• [What you should do]: Check each line of the listing for the word "this" and report how many lines contain it, giving nothing but the number.

• [Data lines]:
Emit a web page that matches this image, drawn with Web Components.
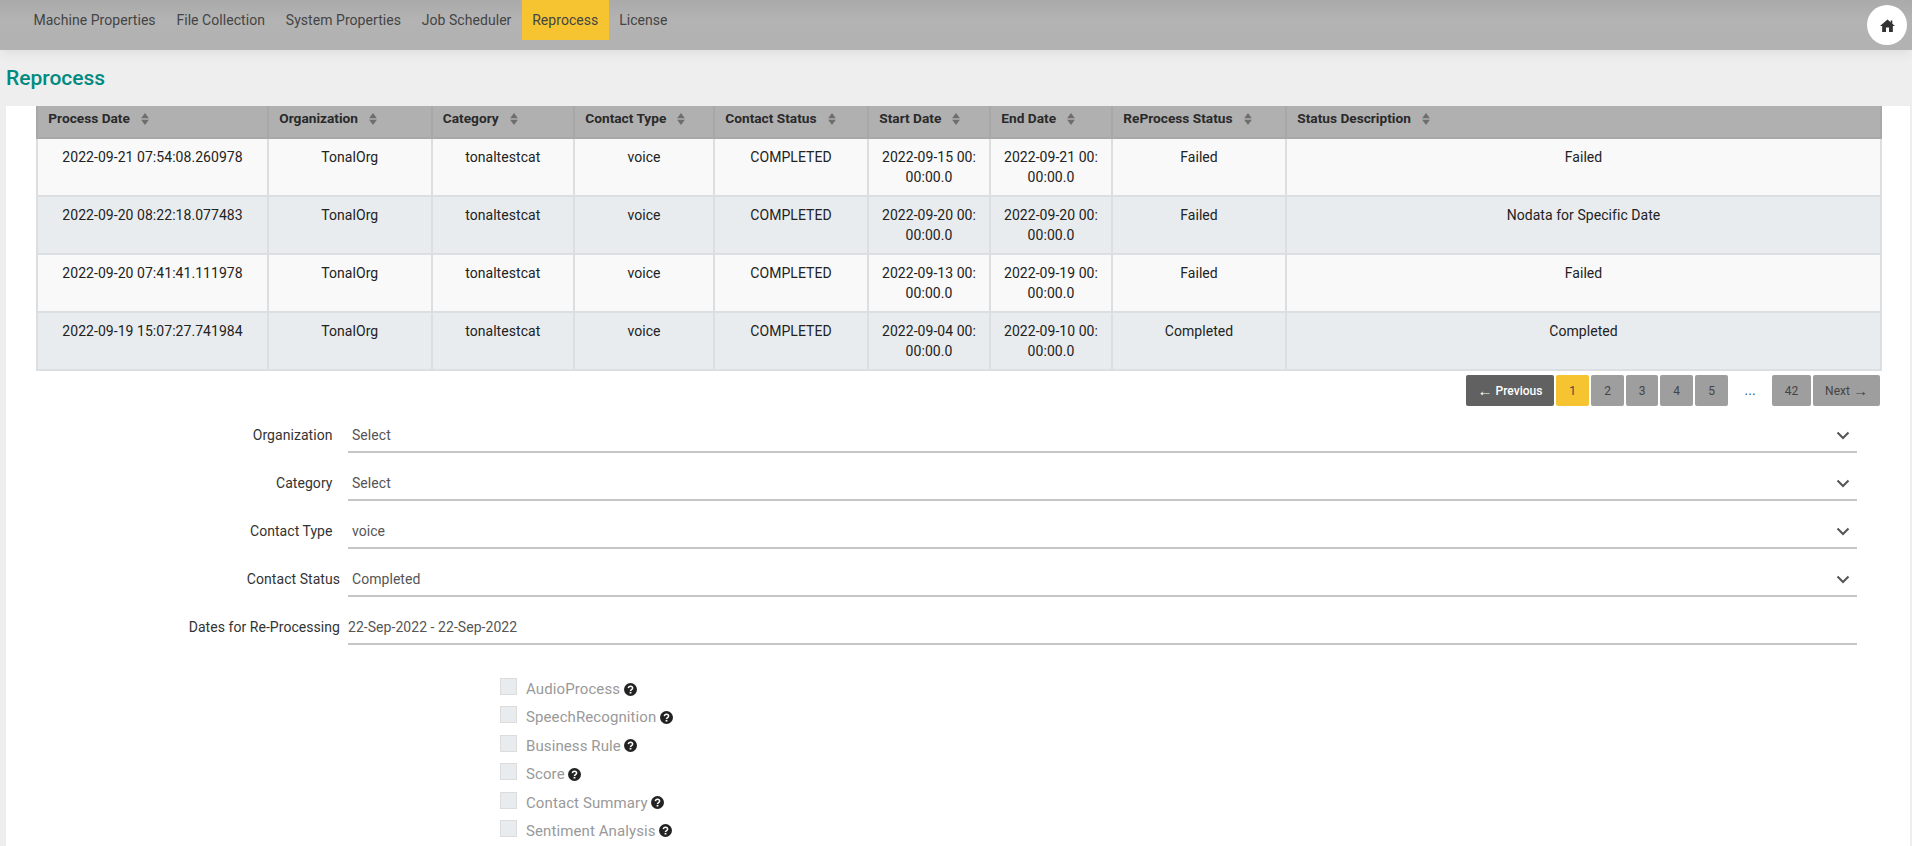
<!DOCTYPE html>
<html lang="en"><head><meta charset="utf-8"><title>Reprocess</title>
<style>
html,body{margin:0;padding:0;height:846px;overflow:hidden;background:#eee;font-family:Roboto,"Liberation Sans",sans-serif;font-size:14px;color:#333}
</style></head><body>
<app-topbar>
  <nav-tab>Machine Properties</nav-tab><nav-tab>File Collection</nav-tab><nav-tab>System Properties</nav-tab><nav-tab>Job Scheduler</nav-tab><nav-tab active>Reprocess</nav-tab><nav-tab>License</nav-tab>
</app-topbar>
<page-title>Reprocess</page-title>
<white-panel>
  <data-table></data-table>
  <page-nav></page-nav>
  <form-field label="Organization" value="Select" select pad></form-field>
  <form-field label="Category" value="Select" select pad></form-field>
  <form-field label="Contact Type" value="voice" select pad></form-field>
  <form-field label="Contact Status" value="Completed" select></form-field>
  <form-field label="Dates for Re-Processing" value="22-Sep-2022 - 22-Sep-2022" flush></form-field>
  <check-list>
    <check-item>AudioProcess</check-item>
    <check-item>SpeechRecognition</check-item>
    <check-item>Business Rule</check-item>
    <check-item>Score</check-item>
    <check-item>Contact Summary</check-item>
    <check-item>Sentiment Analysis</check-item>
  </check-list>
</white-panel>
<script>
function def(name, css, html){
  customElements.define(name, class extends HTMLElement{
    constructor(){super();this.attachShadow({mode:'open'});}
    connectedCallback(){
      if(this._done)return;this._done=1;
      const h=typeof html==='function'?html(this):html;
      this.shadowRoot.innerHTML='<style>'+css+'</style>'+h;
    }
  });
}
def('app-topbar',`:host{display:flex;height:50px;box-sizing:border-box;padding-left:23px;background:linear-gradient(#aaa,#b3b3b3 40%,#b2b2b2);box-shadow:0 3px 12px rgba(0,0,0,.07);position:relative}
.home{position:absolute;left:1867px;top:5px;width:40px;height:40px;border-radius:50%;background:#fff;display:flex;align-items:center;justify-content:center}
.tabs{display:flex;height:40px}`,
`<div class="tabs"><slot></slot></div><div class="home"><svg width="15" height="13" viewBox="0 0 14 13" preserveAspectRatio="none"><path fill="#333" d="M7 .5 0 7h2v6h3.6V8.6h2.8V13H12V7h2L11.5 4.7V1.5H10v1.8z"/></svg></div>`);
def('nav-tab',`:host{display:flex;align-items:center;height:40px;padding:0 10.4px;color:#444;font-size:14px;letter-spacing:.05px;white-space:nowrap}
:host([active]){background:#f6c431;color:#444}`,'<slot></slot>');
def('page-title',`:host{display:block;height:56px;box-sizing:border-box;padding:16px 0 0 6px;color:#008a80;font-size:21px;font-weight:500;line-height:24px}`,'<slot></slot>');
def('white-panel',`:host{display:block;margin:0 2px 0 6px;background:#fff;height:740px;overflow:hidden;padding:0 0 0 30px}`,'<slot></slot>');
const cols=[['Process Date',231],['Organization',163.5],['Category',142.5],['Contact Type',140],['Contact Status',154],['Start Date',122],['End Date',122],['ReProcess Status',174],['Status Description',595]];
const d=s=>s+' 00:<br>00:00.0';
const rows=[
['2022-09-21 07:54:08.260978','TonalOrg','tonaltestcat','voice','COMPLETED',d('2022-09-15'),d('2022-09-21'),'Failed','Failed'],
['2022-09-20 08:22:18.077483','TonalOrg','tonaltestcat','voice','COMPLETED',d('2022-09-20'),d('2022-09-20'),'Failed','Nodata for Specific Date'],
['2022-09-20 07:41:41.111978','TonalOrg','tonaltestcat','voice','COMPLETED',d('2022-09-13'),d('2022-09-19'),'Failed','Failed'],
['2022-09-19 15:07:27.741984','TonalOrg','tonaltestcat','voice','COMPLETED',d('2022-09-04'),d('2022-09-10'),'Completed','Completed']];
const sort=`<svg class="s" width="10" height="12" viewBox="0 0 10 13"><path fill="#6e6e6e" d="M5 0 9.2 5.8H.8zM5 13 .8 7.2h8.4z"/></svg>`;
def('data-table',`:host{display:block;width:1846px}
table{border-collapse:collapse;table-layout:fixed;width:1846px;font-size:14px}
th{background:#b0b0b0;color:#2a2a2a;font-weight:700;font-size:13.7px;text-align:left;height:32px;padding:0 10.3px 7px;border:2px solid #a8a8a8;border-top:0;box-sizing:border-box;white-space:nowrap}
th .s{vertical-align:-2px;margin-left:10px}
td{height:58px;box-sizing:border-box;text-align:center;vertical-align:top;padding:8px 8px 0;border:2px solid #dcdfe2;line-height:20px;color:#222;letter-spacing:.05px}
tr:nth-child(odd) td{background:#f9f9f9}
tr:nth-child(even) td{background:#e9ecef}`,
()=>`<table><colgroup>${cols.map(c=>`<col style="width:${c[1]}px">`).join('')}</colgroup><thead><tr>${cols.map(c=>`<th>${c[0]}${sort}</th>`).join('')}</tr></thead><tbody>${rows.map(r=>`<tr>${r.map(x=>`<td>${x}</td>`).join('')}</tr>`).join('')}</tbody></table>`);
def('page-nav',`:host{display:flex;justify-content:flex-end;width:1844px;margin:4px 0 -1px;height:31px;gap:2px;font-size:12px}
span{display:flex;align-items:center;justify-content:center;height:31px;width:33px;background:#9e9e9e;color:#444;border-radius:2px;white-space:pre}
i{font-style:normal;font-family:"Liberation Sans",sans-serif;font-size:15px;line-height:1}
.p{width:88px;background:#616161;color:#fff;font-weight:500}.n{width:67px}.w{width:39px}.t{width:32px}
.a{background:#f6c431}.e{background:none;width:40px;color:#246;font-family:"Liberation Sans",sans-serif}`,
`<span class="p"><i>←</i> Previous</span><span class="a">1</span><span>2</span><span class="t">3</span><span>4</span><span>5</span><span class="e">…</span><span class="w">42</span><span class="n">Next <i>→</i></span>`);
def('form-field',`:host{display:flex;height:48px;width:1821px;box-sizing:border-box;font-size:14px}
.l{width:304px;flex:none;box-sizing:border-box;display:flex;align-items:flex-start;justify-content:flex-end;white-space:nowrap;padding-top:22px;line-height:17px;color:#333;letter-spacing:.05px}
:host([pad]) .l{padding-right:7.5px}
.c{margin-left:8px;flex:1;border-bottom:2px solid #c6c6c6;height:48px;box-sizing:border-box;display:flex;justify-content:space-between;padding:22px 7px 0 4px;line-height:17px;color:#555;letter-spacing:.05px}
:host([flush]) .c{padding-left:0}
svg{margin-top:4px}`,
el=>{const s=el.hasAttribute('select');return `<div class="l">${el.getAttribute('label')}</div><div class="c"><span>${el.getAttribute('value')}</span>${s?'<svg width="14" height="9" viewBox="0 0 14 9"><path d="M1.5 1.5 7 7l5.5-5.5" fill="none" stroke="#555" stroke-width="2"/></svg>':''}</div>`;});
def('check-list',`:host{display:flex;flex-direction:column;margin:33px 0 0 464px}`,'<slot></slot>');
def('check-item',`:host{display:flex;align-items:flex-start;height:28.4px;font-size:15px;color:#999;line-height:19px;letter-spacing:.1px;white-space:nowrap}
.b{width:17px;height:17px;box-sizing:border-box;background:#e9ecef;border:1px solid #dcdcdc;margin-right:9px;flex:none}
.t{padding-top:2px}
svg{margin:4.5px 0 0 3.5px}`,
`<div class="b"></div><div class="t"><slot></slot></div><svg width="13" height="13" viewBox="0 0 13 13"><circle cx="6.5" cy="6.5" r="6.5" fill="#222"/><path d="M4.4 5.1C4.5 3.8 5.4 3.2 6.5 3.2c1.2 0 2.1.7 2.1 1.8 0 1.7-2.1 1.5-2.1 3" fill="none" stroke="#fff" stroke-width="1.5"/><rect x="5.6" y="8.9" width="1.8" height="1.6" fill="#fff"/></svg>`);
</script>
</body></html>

• [Correct result]: 5